The findings, based on analyses of blood samples from 188 COVID-19 patients, suggest that responses to the novel coronavirus, SARS-CoV-2, from all major players in the "adaptive" immune system, which learns to fight specific pathogens, can last for at least eight months after the onset of symptoms from the initial infection.
"Our data suggest that the immune response is there—and it stays," LJI Professor Alessandro Sette, Dr. Biol. Sci., who co-led the study with LJI Professor Shane Crotty, PhD, and LJI Research Assistant Professor Daniela Weiskopf, PhD.
"We measured antibodies, memory B cells, helper T cells and killer T cells all at the same time," says Crotty. "As far as we know, this is the largest study ever, for any acute infection, that has measured all four of those components of immune memory."
The findings, published in the January 6, 2021, online edition of Science, could mean that COVID-19 survivors have protective immunity against serious disease from the SARS-CoV-2 virus for months, perhaps years after infection.
The new study helps clarify some concerning COVID-19 data from other labs, which showed a dramatic drop-off of COVID-fighting antibodies in the months following infection. Some feared that this decline in antibodies meant that the body wouldn't be equipped to defend itself against reinfection.
Sette explains that a decline in antibodies is very normal. "Of course, the immune response decreases over time to a certain extent, but that's normal. That's what immune responses do. They have a first phase of ramping up, and after that fantastic expansion, eventually the immune response contracts somewhat and gets to a steady state," Sette says.
The researchers found that virus-specific antibodies do persist in the bloodstream months after infection. Importantly the body also has immune cells called memory B cells at the ready.

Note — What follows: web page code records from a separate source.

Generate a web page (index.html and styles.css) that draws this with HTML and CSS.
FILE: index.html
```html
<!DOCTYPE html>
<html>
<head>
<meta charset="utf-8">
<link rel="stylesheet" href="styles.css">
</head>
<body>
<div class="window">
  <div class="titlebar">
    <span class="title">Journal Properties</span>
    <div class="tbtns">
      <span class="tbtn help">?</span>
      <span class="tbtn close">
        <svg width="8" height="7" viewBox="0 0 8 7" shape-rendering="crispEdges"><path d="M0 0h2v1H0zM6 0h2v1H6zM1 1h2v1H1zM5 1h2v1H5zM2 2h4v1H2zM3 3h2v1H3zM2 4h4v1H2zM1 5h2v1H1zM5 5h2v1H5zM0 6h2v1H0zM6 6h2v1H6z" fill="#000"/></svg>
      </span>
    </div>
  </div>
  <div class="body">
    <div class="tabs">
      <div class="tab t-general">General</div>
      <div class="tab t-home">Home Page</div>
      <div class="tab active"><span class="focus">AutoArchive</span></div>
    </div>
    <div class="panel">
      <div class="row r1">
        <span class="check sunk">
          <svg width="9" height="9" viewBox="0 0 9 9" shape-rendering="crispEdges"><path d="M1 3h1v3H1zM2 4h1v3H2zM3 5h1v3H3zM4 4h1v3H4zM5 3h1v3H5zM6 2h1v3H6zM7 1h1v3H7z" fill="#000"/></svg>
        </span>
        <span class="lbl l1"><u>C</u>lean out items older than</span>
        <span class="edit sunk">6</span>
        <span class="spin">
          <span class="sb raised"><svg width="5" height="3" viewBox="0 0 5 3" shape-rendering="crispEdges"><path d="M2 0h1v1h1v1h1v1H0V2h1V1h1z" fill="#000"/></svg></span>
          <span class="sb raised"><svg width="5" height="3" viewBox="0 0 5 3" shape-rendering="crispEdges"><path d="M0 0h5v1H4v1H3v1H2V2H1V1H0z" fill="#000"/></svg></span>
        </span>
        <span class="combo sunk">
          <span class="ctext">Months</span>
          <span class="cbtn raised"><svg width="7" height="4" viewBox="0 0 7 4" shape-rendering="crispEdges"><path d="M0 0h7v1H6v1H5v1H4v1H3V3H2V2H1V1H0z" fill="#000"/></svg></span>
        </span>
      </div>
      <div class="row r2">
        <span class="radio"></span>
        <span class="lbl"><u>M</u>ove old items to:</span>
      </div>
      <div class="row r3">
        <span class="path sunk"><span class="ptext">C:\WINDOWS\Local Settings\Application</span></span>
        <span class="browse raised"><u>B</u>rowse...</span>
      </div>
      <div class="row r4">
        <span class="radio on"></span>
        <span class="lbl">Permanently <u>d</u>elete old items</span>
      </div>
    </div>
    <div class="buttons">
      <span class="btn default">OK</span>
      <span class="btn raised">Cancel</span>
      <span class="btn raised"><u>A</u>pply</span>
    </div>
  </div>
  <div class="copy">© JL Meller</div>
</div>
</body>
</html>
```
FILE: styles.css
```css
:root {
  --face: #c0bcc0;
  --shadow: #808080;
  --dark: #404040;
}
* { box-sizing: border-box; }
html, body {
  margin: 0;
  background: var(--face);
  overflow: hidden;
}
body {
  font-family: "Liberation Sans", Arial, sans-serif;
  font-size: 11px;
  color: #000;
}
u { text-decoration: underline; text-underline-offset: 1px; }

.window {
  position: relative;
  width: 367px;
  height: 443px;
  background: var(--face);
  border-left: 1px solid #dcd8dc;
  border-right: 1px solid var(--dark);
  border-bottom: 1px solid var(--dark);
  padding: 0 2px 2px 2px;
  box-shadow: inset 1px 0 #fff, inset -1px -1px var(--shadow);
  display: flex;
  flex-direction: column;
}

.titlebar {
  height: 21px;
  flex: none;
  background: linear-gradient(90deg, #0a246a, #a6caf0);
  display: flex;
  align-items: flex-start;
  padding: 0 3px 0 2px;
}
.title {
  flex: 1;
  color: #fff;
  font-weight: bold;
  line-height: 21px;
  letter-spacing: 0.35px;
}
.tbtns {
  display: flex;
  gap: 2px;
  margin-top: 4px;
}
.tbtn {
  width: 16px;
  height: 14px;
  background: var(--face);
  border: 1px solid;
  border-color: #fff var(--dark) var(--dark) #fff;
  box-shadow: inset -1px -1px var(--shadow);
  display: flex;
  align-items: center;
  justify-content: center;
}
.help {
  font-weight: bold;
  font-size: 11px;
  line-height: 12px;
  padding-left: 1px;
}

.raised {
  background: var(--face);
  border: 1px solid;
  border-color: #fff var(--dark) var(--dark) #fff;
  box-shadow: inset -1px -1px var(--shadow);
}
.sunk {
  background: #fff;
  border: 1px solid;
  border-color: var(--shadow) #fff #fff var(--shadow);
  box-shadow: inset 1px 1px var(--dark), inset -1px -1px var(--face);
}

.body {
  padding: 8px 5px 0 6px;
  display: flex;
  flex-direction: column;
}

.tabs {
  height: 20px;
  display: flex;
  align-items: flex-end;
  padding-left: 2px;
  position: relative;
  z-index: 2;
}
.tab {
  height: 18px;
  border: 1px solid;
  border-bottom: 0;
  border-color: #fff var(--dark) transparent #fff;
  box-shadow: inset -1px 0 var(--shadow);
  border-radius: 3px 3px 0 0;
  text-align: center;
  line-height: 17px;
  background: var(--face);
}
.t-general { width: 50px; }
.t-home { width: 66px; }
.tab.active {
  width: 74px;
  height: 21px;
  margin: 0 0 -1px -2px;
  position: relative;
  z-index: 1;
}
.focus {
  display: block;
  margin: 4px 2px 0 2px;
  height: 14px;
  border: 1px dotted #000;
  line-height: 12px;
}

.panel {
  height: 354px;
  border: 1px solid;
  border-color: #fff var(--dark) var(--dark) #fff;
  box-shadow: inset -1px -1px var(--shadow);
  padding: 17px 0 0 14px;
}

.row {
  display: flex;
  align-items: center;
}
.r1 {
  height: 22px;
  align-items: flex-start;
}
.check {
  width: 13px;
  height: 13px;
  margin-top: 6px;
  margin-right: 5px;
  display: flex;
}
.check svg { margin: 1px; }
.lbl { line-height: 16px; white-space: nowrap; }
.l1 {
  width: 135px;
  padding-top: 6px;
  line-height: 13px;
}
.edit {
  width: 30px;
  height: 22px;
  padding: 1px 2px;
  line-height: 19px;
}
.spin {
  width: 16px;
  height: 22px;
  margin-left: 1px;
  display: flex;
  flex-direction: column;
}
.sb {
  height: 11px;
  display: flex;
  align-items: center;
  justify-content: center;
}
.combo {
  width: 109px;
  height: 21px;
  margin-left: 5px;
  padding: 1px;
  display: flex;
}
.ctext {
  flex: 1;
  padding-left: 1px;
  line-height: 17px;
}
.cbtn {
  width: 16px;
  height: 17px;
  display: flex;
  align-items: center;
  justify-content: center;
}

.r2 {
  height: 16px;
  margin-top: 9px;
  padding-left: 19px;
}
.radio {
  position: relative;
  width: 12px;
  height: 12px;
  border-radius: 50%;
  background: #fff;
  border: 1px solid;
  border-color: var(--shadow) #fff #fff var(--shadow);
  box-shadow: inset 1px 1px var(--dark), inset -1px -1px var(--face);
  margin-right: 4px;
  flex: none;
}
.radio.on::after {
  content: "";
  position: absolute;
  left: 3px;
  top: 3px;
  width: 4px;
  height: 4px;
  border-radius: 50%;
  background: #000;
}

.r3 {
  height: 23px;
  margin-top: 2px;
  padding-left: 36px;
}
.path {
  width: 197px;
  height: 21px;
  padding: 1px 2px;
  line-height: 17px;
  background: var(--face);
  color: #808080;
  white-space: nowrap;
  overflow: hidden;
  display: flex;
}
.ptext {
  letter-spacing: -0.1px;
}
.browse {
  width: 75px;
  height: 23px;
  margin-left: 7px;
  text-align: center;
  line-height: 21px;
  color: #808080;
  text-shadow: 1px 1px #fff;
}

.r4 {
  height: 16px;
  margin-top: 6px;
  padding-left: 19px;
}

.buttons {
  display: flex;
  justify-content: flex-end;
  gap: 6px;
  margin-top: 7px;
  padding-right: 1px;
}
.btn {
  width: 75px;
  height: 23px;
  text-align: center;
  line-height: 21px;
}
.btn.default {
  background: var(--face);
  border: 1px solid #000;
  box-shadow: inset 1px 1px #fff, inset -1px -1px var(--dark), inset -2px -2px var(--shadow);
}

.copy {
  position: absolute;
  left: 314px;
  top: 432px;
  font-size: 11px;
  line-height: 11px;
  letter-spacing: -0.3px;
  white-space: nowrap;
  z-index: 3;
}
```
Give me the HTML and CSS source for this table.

If a person encounters SARS-CoV-2 again, these memory B cells could reactivate and produce SARS-CoV-2 antibodies to fight re-infection.
The SARS-CoV-2 virus uses its "spike" protein to initiate infection of human cells, so the researchers looked for memory B cells specific for the SARS-CoV-2 spike. They found that spike-specific memory B cells actually increased in the blood six months after infection.
COVID-19 survivors also had an army of T cells ready to fight reinfection. Memory CD4+ "helper" T cells lingered, ready to trigger an immune response if they saw SARS-CoV-2 again. Many memory CB8+ "killer" T cells also remained, ready to destroy infected cells and halt a reinfection.